Using these different weightings (because projection is a form of weighting) for each sex, you’d now find a projected total of 53,230 listeners to FM99: 25,480 women and 27,750 men. So after going to all this trouble, the weighting makes only a tiny difference to the original figure of 53,000.

The fictional results I’ve given here are fairly typical of what you’d find in a real survey. This demonstrates that weighting is usually not worth the trouble. However, projection (using the same weight for all respondents) is useful, because it makes the results easier to understand.

Be very careful when making projections from filtered questions. If only half the respondents answered a question, multiplying the percentage answers by the case weight of each respondent will produce projections that are double what they should be. Therefore projections should be based on percentages of the entire sample, not those who answered a particular question.

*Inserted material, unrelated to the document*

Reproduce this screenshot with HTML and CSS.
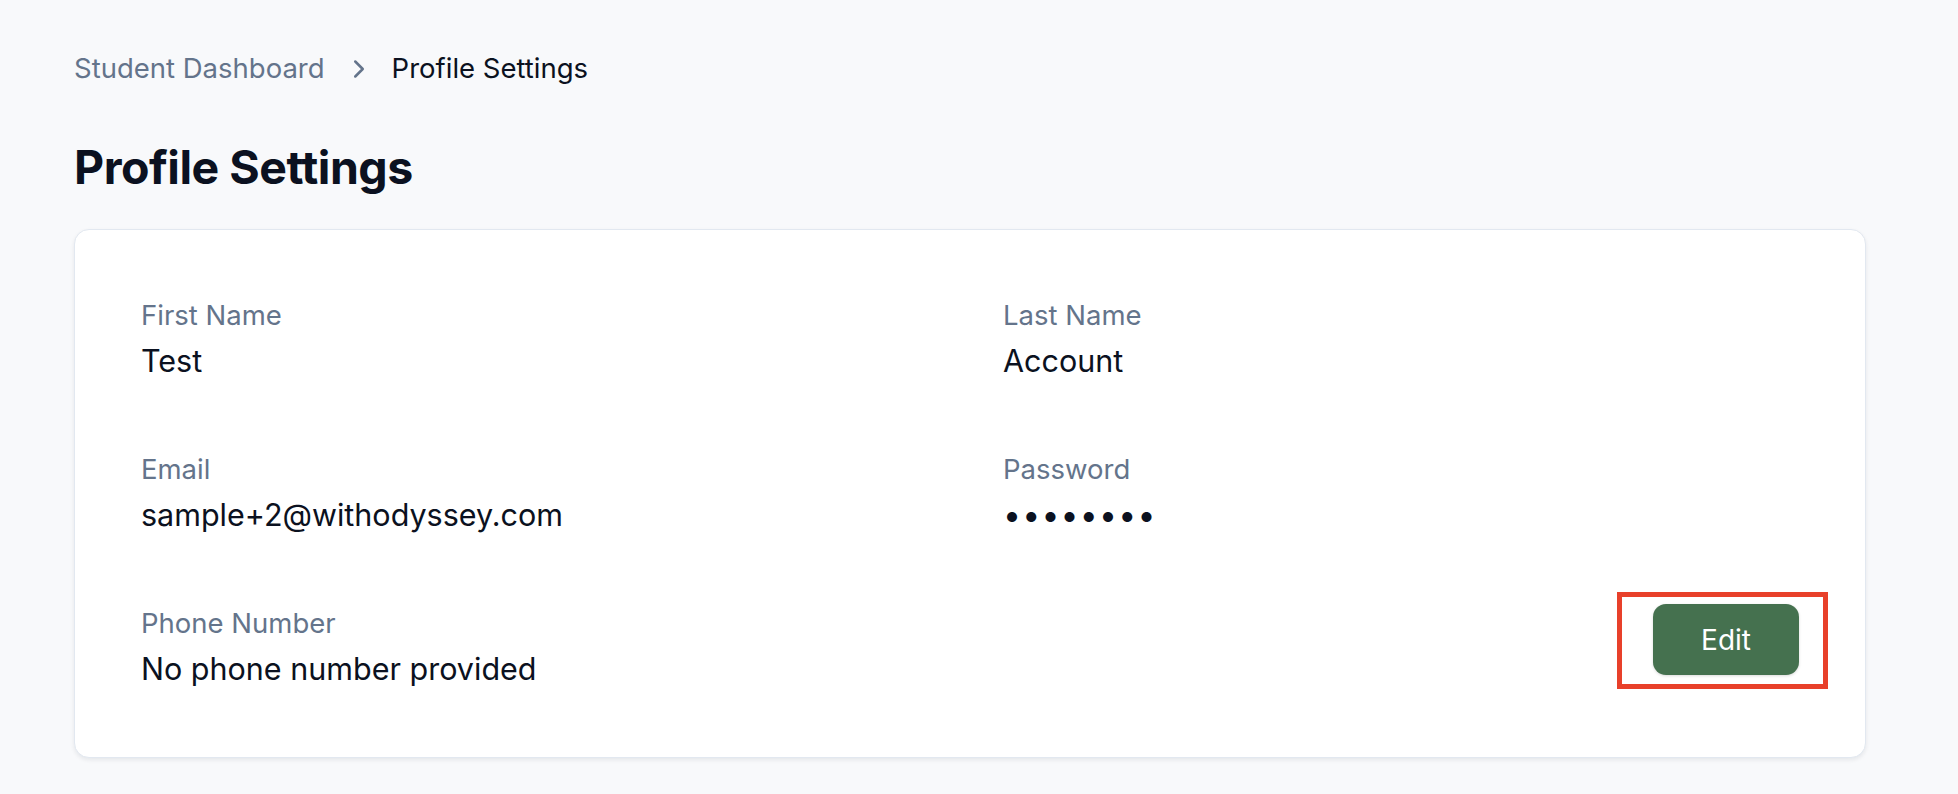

But beware of making projections for missing data. If you’re applying questionnaire findings to a whole population, some answers don’t make sense. For example, if 49% of your respondents are male and 49% are female and 3% are not recorded, this doesn’t mean that 3% of the whole population have a sex of "not recorded." This is a property of the survey, not the whole population. And if you were using a quota system to ensure that you interviewed the same number of each sex, it doesn’t necessarily follow that the population also has exactly the same number. Projection only works from random data, not from quotas - unless your quotas were chosen by using census data.